● **ITEMS**
·····
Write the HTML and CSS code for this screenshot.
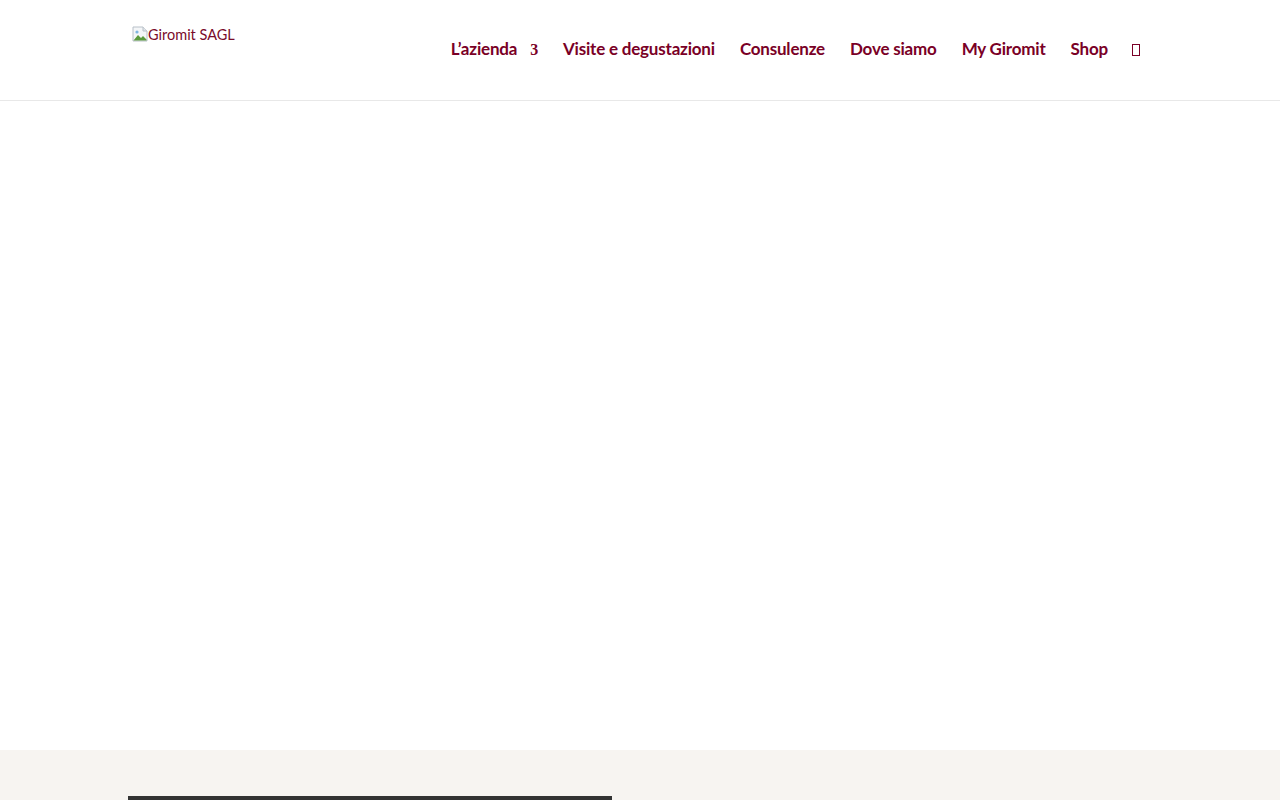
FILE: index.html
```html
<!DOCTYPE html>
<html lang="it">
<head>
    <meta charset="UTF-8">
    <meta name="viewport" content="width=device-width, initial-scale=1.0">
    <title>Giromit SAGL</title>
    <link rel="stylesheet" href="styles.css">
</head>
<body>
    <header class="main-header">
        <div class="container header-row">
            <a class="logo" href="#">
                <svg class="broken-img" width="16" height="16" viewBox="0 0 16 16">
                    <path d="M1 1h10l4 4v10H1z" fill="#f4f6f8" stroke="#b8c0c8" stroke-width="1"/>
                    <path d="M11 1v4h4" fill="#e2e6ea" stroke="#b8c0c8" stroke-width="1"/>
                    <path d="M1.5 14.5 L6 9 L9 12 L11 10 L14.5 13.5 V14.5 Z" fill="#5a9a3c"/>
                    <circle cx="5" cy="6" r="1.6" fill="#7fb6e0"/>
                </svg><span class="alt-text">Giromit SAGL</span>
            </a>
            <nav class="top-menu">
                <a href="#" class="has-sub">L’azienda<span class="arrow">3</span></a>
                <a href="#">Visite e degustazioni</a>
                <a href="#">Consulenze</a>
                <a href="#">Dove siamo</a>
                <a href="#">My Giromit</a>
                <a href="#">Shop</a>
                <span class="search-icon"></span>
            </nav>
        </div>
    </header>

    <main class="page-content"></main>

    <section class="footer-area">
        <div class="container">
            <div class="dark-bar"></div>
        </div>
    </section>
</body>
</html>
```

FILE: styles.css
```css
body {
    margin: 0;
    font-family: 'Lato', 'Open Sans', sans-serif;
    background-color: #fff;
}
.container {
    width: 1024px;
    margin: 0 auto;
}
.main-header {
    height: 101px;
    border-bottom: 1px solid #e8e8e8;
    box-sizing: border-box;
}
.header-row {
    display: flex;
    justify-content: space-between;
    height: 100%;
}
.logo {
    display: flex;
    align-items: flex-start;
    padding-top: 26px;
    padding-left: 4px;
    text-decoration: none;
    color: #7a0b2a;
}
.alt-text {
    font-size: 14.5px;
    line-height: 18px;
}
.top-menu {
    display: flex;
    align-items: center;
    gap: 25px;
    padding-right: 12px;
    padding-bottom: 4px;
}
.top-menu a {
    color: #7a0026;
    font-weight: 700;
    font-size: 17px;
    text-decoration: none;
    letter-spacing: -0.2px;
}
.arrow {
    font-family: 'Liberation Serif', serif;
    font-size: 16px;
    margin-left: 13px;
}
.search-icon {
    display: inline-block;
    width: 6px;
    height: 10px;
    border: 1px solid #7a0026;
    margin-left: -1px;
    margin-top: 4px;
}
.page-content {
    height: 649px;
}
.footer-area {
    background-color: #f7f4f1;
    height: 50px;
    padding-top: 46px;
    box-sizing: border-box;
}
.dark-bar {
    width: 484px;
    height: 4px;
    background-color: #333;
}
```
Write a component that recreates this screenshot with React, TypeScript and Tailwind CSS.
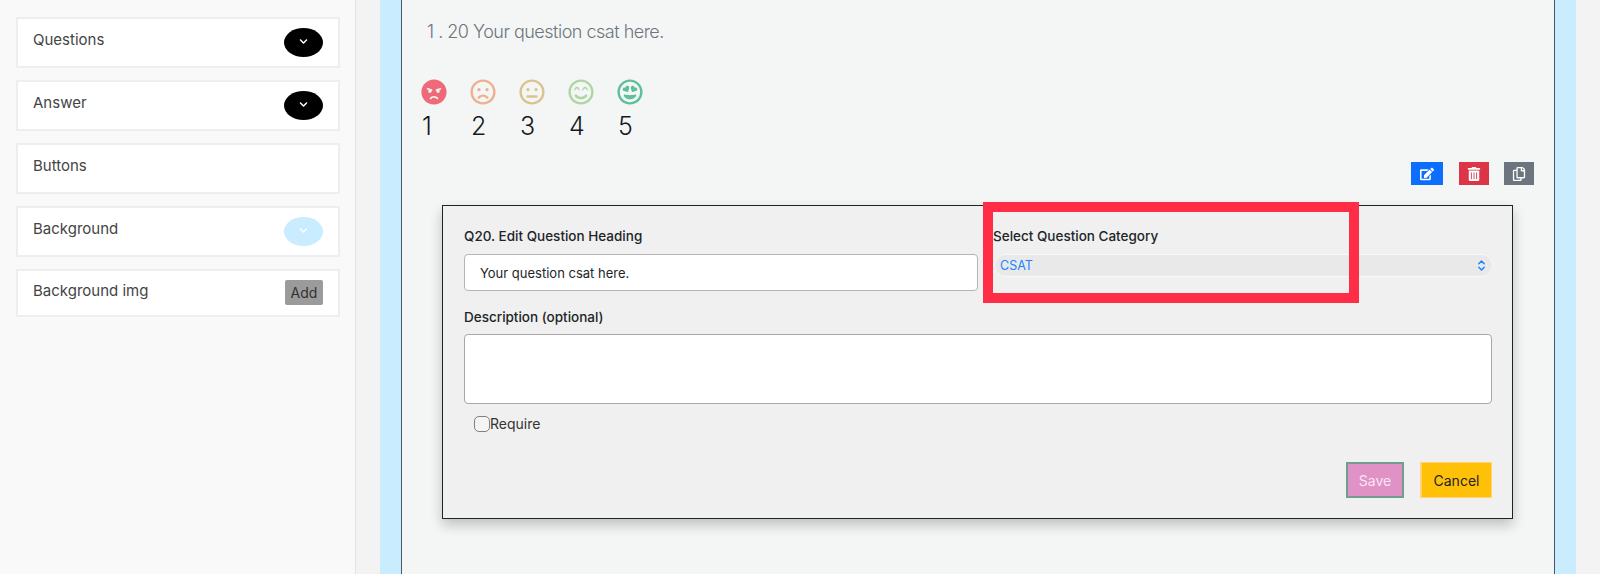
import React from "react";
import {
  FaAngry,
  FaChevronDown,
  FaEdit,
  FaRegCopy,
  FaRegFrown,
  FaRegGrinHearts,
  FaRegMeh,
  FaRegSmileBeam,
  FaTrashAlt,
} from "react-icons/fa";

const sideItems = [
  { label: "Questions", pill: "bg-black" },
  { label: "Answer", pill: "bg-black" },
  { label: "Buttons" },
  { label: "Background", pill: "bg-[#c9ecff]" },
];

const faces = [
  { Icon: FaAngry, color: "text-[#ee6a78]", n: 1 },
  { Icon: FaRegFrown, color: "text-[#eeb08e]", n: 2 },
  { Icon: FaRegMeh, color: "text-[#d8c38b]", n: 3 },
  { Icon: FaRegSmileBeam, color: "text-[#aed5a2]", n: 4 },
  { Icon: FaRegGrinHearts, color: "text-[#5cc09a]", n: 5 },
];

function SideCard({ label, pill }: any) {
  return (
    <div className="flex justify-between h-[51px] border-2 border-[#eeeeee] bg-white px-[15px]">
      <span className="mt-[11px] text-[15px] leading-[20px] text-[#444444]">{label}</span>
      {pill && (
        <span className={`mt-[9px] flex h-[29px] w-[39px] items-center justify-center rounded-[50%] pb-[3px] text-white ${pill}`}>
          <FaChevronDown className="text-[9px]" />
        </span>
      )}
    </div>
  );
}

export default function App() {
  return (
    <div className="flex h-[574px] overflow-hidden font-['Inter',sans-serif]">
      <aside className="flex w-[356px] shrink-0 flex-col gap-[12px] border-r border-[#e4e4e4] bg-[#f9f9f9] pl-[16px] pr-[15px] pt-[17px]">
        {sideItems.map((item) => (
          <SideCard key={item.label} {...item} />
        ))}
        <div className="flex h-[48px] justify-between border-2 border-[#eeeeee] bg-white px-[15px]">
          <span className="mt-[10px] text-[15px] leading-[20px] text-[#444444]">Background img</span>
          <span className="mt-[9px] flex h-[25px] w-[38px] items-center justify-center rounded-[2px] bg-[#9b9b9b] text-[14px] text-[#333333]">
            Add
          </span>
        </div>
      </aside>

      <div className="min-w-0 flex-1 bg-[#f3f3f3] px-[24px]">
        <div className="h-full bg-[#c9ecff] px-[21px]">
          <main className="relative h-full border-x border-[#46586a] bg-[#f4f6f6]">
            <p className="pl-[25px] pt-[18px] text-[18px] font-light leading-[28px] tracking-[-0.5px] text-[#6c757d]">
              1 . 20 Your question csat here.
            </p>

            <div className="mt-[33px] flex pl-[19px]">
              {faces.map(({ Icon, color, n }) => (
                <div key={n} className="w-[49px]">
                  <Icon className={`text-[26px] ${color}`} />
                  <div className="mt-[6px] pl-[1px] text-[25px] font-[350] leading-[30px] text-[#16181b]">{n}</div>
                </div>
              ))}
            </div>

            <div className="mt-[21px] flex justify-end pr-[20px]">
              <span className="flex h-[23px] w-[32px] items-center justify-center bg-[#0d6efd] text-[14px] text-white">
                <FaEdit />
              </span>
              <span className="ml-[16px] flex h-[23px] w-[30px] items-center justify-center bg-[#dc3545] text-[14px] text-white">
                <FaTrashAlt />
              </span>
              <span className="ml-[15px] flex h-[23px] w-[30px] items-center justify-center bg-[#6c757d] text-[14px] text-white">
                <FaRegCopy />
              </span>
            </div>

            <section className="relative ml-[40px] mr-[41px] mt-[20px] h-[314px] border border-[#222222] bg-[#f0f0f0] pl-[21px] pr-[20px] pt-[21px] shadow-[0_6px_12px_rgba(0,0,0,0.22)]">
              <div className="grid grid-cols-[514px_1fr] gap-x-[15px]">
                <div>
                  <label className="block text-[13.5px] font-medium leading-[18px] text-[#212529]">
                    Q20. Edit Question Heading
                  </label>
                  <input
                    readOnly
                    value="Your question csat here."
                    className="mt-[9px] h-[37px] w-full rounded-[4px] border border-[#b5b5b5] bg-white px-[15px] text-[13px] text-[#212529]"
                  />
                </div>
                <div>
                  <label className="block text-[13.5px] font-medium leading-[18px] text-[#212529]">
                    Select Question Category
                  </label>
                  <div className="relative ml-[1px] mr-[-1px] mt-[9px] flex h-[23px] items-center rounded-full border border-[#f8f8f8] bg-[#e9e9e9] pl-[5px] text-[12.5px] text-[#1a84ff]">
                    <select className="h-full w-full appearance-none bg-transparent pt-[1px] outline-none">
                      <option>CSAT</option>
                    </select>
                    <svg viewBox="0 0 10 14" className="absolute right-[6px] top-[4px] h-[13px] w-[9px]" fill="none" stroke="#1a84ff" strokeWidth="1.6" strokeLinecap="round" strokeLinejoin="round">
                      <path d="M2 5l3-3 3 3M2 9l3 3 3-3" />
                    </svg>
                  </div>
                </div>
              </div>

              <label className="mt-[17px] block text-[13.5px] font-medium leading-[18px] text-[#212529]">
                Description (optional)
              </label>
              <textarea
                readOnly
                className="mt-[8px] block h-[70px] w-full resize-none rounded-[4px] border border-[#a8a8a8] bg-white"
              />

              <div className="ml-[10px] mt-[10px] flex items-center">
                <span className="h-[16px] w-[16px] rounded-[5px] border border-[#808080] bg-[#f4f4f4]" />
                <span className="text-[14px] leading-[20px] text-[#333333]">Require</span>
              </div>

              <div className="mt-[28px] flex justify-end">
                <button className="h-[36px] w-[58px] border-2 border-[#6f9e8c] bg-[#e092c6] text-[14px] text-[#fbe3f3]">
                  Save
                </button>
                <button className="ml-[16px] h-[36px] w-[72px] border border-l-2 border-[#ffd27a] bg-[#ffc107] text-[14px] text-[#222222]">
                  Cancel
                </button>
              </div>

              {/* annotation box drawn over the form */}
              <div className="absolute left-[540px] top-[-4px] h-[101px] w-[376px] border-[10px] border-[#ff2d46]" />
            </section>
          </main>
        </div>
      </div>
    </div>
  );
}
·····
● **EXERCISE**
Pick each line holding the word "Write" out of the listing.

● **FINAL RESULT**
Write the HTML and CSS code for this screenshot.
Write a component that recreates this screenshot with React, TypeScript and Tailwind CSS.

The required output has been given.